FERC adopted the NOPR proposal to define the default relevant geographic market for certain independent power producers (IPPs) located in a generation-only Balancing Authority Area (BAA) as the BAAs of each transmission provider to which the IPP’s generation-only BAA is directly interconnected, rather than using only the generation-only BAA where the IPP’s generation is located. Thus, if an IPP’s generation-only BAA is directly interconnected to several other BAAs, the IPP will be required to study all of its uncommitted generation capacity from the generation-only BAA in each directly interconnected BAA. FERC will also require an IPP in a generation-only BAA that is directly interconnected to a transmission provider at a trading hub to provide indicative screens that study the IPP in the BAA of each transmission provider directly interconnected to that trading hub and to assume that all of the IPP’s uncommitted capacity may compete in each of those BAAs.

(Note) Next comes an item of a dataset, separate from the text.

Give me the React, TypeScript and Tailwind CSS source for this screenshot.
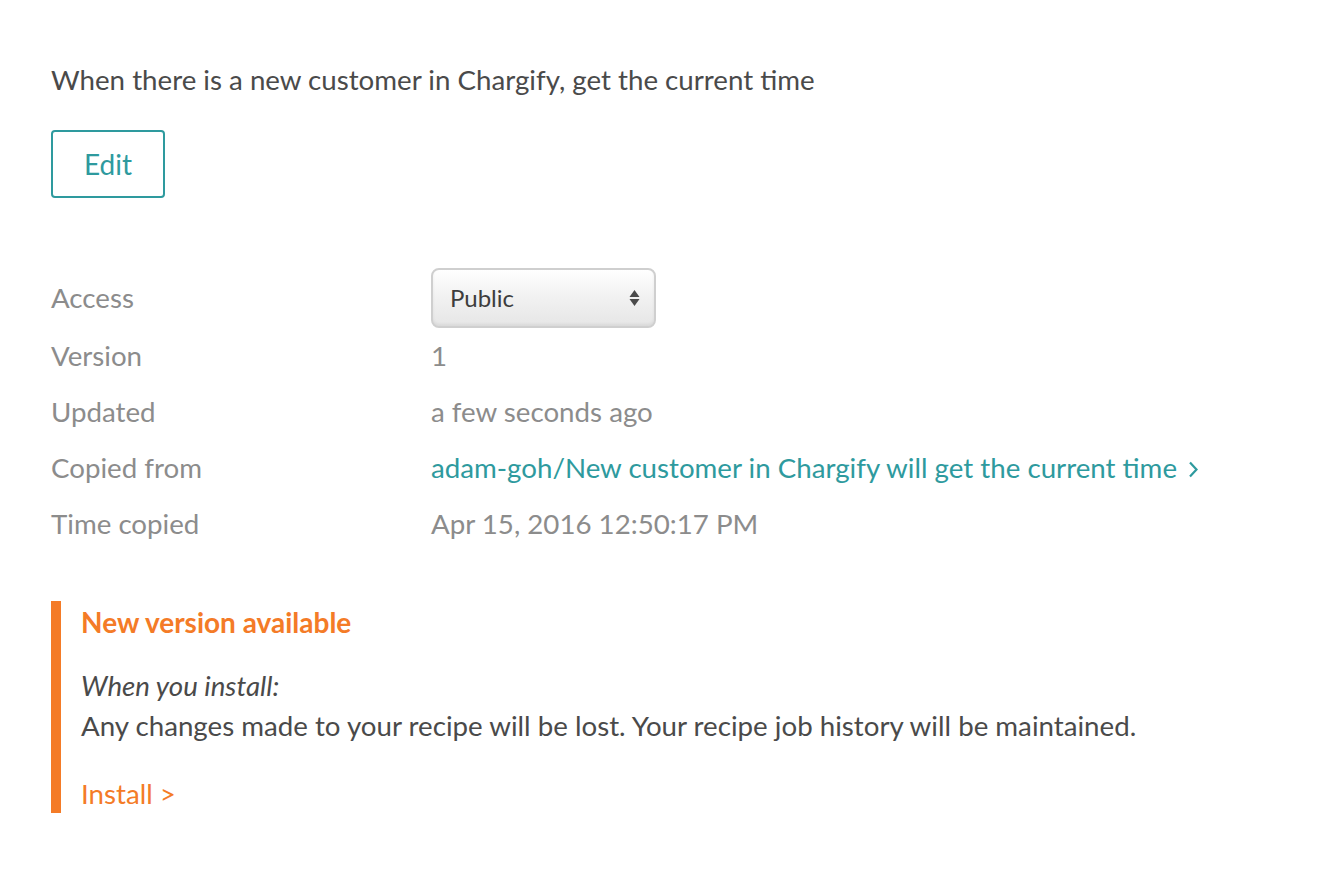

3. New Rows and Revised Format Requirement for Indicative Screens

FERC adopted the NOPR proposal to include new rows in the indicative horizontal market power screens for Simultaneous Transmission Import Limit (SIL) Values, Long-Term Firm Purchases (from outside the study area) and Remote Capacity (from outside the study area). FERC also modified the descriptive text of the rows in the screens to increase clarity and consistency. In addition, FERC will require sellers to file the indicative screens in a “workable electronic spreadsheet” format that includes intact formulas. Static PDF files without working formulas will no longer be acceptable.

4. Clarification Regarding Simplifying Assumptions Regarding Imports

FERC explained that it has allowed sellers to make simplifying assumptions in their horizontal market power analyses, such as “performing the indicative screens assuming no import capacity.”  In the Final Rule, FERC clarified that “assuming no import capacity” means that a seller may assume that there is no competing import capacity from relevant first-tier markets. Therefore, a seller must still include in its indicative screens any uncommitted capacity that it or its affiliates can import into the study area.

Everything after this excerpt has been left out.